The story of "La Bohéme" shows the characters always in the height of emotions. No time is ever wasted because in opera, the rules are different. Rodelpho and Mimi can fall in love within 10 minutes of meeting each other, and it can be the most beautiful and true love ever witnessed. The spectacle and artistic value of the opera are unmatched by most of what's out there.
The leads, having all mostly been familiar with "La Bohéme," were all incredible singers and actresses. Kelly Kaduce, who played the role of Mimi, showed some enormous talent. Her character in particular goes through spikes of emotion, which was so convincing, it was almost tangible. Another clear standout was Marcello, played by Michael Todd Simpson, who was humorous and bold (and also good-looking).
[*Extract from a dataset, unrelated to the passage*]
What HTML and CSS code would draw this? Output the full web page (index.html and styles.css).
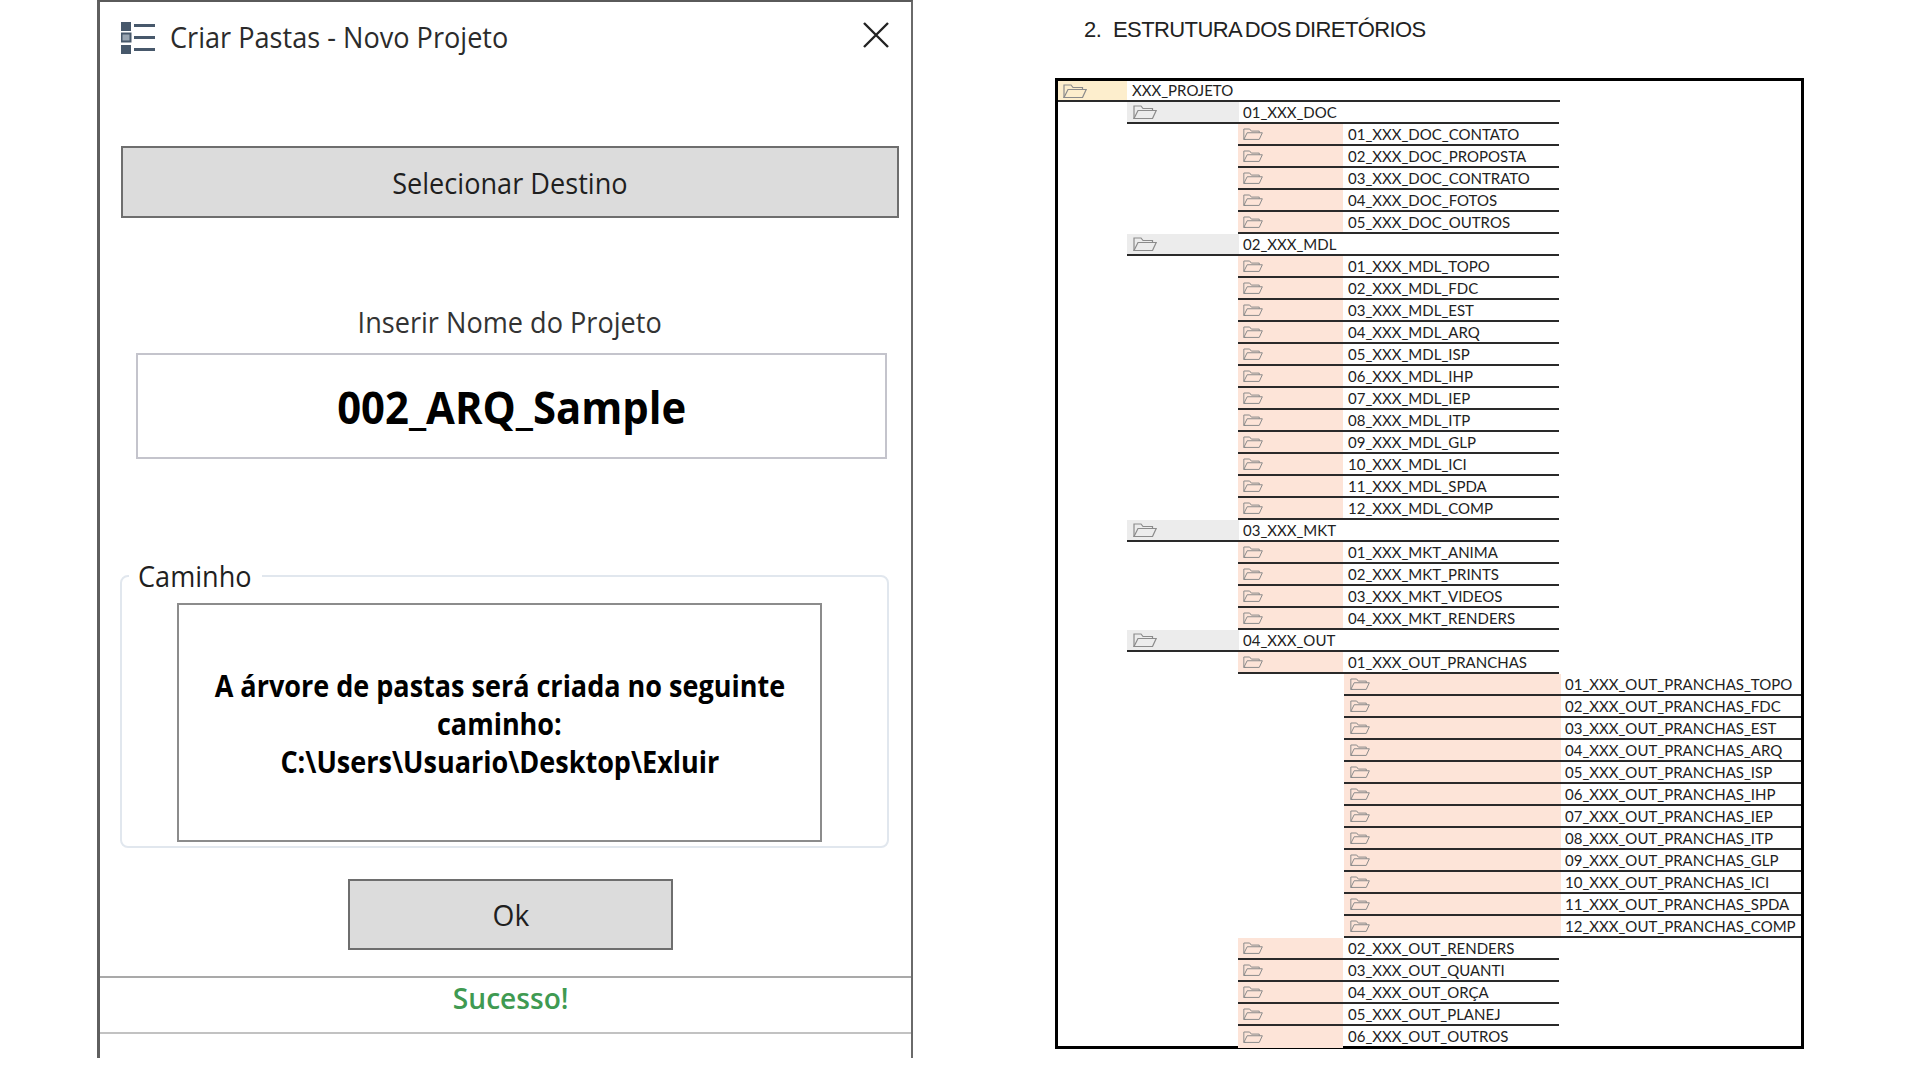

Arturo Chacon-Cruz, Rodolfo, had a fantastically powerful voice that complemented every other performer he sung with.
Let's put it this way: You can go to Lloyd Center and watch Jennifer Aniston and Aaron Eckhart frustratingly dance around the fact that they're eventually going to get together, or you can see three hours filled with passion, heartbreak and romance. It's some of the most beautiful music that can be found in the world.
Student rush tickets are available an hour before the show begins for $10. These tickets are for any seats that are not already sold out. According to Fisher, students can luck out with very expensive seats this way.
Opening weekend was last weekend, but tonight and Saturday are the last showings of "La Bohéme" and begin at 7:30 p.m. It's not too late!
This opera season's theme is "love & marriage" at the Portland Opera. The operas also include "Orphée," "Cosî Fan Tutte," "Trouble in Tahiti" and "The Barber of Seville." Each opera, according to the season's informational pamphlet, "examines a facet of love."
The Portland Opera provides opportunities for college students to see opera that are extremely affordable and, frankly, much more worth their while than most everything they'll see in the movie theater.
Chances are, when the curtain closes, you'll find yourself thinking that you would much prefer if the actors just started it over again.